__Stated problem__. Reproduce all the lines below exactly and omit the images.

__Material provided__.
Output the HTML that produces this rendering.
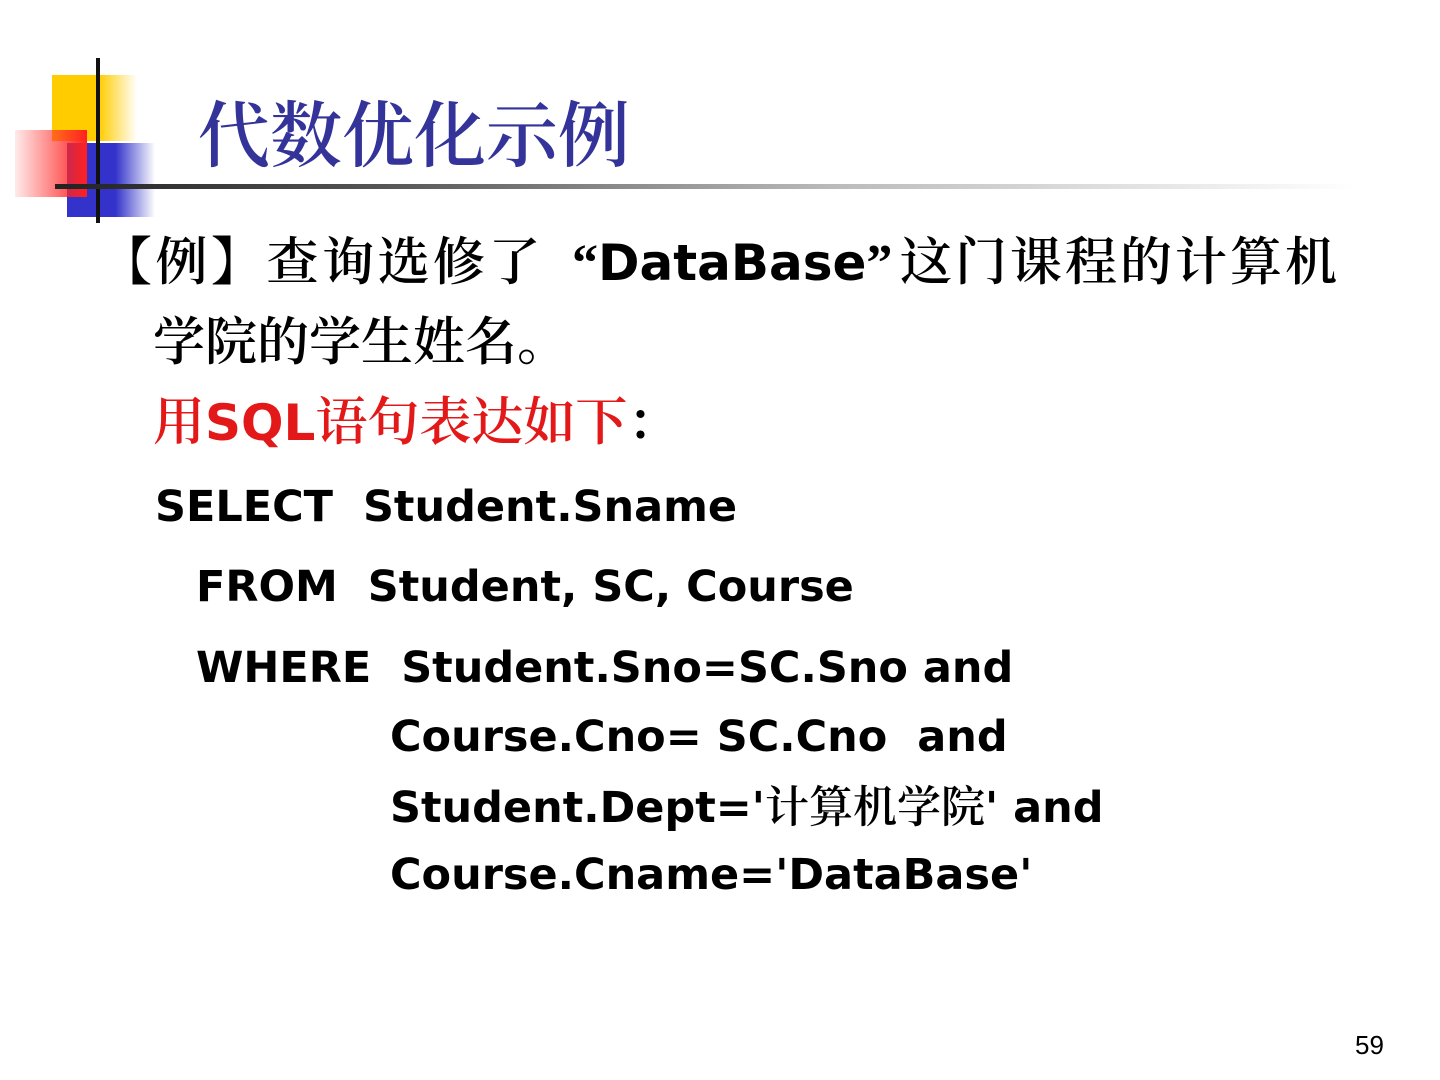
<!DOCTYPE html>
<html><head><meta charset="utf-8"><style>
body{margin:0;width:1440px;height:1080px;background:#fff;position:relative;overflow:hidden}
.a{position:absolute;white-space:pre;line-height:1}
.cn{font-family:"Noto Serif CJK SC","Liberation Serif",serif;font-size:52px;color:#000;font-weight:600}
.en{font-family:"DejaVu Sans","Liberation Sans",sans-serif;font-weight:bold;font-size:43px;color:#000}
.b{font-family:"DejaVu Sans","Liberation Sans",sans-serif;font-weight:bold;font-size:50px;letter-spacing:0}
.q{font-family:"Liberation Serif",serif;font-weight:bold}
</style></head><body>
<div class="a" style="left:52px;top:75px;width:85px;height:66px;background:linear-gradient(to right,#ffcc00 55%,rgba(255,204,0,0))"></div>
<div class="a" style="left:67px;top:143px;width:88px;height:74px;background:linear-gradient(to right,#3333cc 55%,rgba(51,51,204,0))"></div>
<div class="a" style="left:15px;top:130px;width:72px;height:67px;background:linear-gradient(to left,#ff2020,rgba(255,120,120,0.15))"></div>
<div class="a" style="left:96px;top:58px;width:4px;height:165px;background:#111"></div>
<div class="a" style="left:55px;top:184px;width:1300px;height:5px;background:linear-gradient(to right,#222 0%,#555 25%,#bbb 60%,rgba(255,255,255,0) 100%)"></div>
<div class="a" style="left:198px;top:94px;font-family:'Noto Serif CJK SC',serif;font-size:72px;color:#333399;font-weight:600">代数优化示例</div>
<div class="a cn" style="left:100px;top:232px;letter-spacing:3.5px">【例】查询选修了</div>
<div class="a cn" style="left:572px;top:232px"><span class="q">“</span><span class="b">DataBase</span><span class="q">”</span></div>
<div class="a cn" style="left:900px;top:232px;letter-spacing:3px">这门课程的计算机</div>
<div class="a cn" style="left:153px;top:312px">学院的学生姓名。</div>
<div class="a cn" style="left:153px;top:392px;color:#e31919">用<span class="b">SQL</span>语句表达如下<span style="color:#000">：</span></div>
<div class="a en" style="left:155px;top:486px">SELECT  Student.Sname</div>
<div class="a en" style="left:196px;top:566px">FROM  Student, SC, Course</div>
<div class="a en" style="left:196px;top:647px">WHERE  Student.Sno=SC.Sno and</div>
<div class="a en" style="left:390px;top:716px">Course.Cno= SC.Cno  and</div>
<div class="a en" style="left:390px;top:781px">Student.Dept='<span style="font-family:'Noto Serif CJK SC',serif;font-weight:600;font-size:44px">计算机学院</span>' and</div>
<div class="a en" style="left:390px;top:854px">Course.Cname='DataBase'</div>
<div class="a" style="left:1355px;top:1032px;font-family:'Liberation Sans',sans-serif;font-size:26px;color:#000">59</div>
</body></html>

__Task response__.
Output the HTML that produces this rendering.
<!DOCTYPE html>
<html><head><meta charset="utf-8"><style>
body{margin:0;width:1440px;height:1080px;background:#fff;position:relative;overflow:hidden}
.a{position:absolute;white-space:pre;line-height:1}
.cn{font-family:"Noto Serif CJK SC","Liberation Serif",serif;font-size:52px;color:#000;font-weight:600}
.en{font-family:"DejaVu Sans","Liberation Sans",sans-serif;font-weight:bold;font-size:43px;color:#000}
.b{font-family:"DejaVu Sans","Liberation Sans",sans-serif;font-weight:bold;font-size:50px;letter-spacing:0}
.q{font-family:"Liberation Serif",serif;font-weight:bold}
</style></head><body>
<div class="a" style="left:52px;top:75px;width:85px;height:66px;background:linear-gradient(to right,#ffcc00 55%,rgba(255,204,0,0))"></div>
<div class="a" style="left:67px;top:143px;width:88px;height:74px;background:linear-gradient(to right,#3333cc 55%,rgba(51,51,204,0))"></div>
<div class="a" style="left:15px;top:130px;width:72px;height:67px;background:linear-gradient(to left,#ff2020,rgba(255,120,120,0.15))"></div>
<div class="a" style="left:96px;top:58px;width:4px;height:165px;background:#111"></div>
<div class="a" style="left:55px;top:184px;width:1300px;height:5px;background:linear-gradient(to right,#222 0%,#555 25%,#bbb 60%,rgba(255,255,255,0) 100%)"></div>
<div class="a" style="left:198px;top:94px;font-family:'Noto Serif CJK SC',serif;font-size:72px;color:#333399;font-weight:600">代数优化示例</div>
<div class="a cn" style="left:100px;top:232px;letter-spacing:3.5px">【例】查询选修了</div>
<div class="a cn" style="left:572px;top:232px"><span class="q">“</span><span class="b">DataBase</span><span class="q">”</span></div>
<div class="a cn" style="left:900px;top:232px;letter-spacing:3px">这门课程的计算机</div>
<div class="a cn" style="left:153px;top:312px">学院的学生姓名。</div>
<div class="a cn" style="left:153px;top:392px;color:#e31919">用<span class="b">SQL</span>语句表达如下<span style="color:#000">：</span></div>
<div class="a en" style="left:155px;top:486px">SELECT  Student.Sname</div>
<div class="a en" style="left:196px;top:566px">FROM  Student, SC, Course</div>
<div class="a en" style="left:196px;top:647px">WHERE  Student.Sno=SC.Sno and</div>
<div class="a en" style="left:390px;top:716px">Course.Cno= SC.Cno  and</div>
<div class="a en" style="left:390px;top:781px">Student.Dept='<span style="font-family:'Noto Serif CJK SC',serif;font-weight:600;font-size:44px">计算机学院</span>' and</div>
<div class="a en" style="left:390px;top:854px">Course.Cname='DataBase'</div>
<div class="a" style="left:1355px;top:1032px;font-family:'Liberation Sans',sans-serif;font-size:26px;color:#000">59</div>
</body></html>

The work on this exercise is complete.